Figure 5 shows the disk usage in DataNode 1 during single-thread fault recovery when a fault occurs in disk 4 of DataNode 6 in
Figure 4.
As shown in
Figure 5, I/Os occur only in disk 4, which is the same cluster as that of the fault disk during recovery time in the clustering storage mode, whereas I/Os occur in disks 2 and 4 sequentially according to the fault file. Since a single thread performs recovery, recovery performance is similar, but there is a difference in disks utilized during recovery.
Figure 6 shows the disk usage in DataNode 1 during multithread fault recovery when a fault occurs in disk 4 of DataNode 6.
As shown in
Figure 6, since I/O occurs only in disk 4, which is the same cluster as that of the fault disk during recovery in the clustering storage mode, performance improvement was minimal despite of the use of multithreads. The recovery performance increases as the recovery is performed in multithreads in the nonclustering storage mode, and many disks are utilized in the recovery. However, the mean recovery performance is 94 MB/s in the nonclustering storage mode, which is very low compared with the overall system performance. In
Section 4, the efficient data distribution and storage method and parallel recovery technique in the EC-based HDFS are presented.
4. Efficient Data Distribution and Storage Method
In this section, I/O buffering and I/O combining methods are described to improve I/O performance of EC in the EC-based HDFS.
4.1. I/O Buffering
In the I/O buffering step, the secondary queue is created for the block group that is processing I/Os, thereby collating I/Os in the queue rather than the standby of I/O request for the same basic block group.
Figure 7 shows the processing procedure of the I/O buffering step.
In the I/O buffering process, it is first checked whether the secondary queue is present. If it is not present, the secondary queue is created, and the I/Os in the queue are added to the secondary queue. If it is present, the requested I/Os are added to the already created secondary queue. Once added, the secondary queue setting is finally turned off. Since standby I/Os in the primary queue can be minimized through I/O buffering, it can prevent the performance degradation of the system.

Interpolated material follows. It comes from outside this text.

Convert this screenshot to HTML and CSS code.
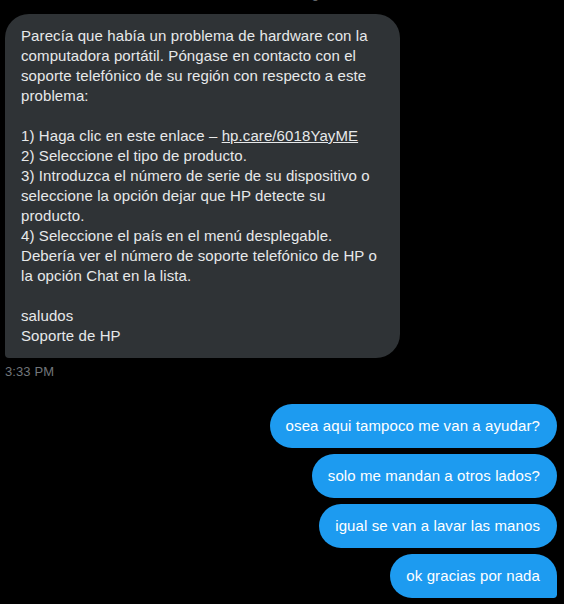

Figure 8 shows the processing method of the I/O buffering step.
The I/O requests for the same file are not standby, while the first I/O of the file is performed in the I/O buffering step, in which other workers can process those requests. That is, while master 1 performs registration to conduct write 1 in file 1, master 2 fetches write 2 in file 1 and processes it. Here, master 2 also registers that it is performing I/O buffering of the file.
Since master 2 verified that master 1 was processing write 1 in file 1 through the file information in process, the secondary queue in relation to the file is created, and write 2 is registered in the secondary queue. Next, the above process is iterated, showing that master 2 fetches write 5. Thus,
Figure 8 shows the accumulation of write 2, write 3, and write 4 on file 1 in the secondary queue.
4.2. I/O Combining
The I/O combining step refers to combining I/Os accumulated in the secondary queue through the I/O buffering step and processing them as a single I/O rather than processing them one at a time as single I/Os by workers.
Figure 9 shows the processing procedure of the I/O combining step.
First, whether more than two I/Os are present in the primary queue is checked. If only one I/O is present, standby I/Os in the primary queue are acquired to perform I/O processes and return the process results. After returning the result, it moves to a step to check whether queuing of the data occurs.
If more than two I/Os are present in the primary queue, multiple I/Os are acquired from the secondary queue and combined into one using the combining technique. In addition, the combined I/Os are created and combined I/Os are processed, thereby returning the process results. Here, because it is not multiple single I/Os, it can be extended that multiple combined I/Os are returned individually, or combined I/Os are processed in the clients. By verifying whether buffering is progressing for the next block group, standby is performed until the buffering process is terminated. If it is not buffering, whether the secondary queue is filled or not is verified. If it is filled, I/O combining is reperformed. If the secondary queue is empty, the setting that the corresponding block group is processing I/Os is turned off and the processing is terminated.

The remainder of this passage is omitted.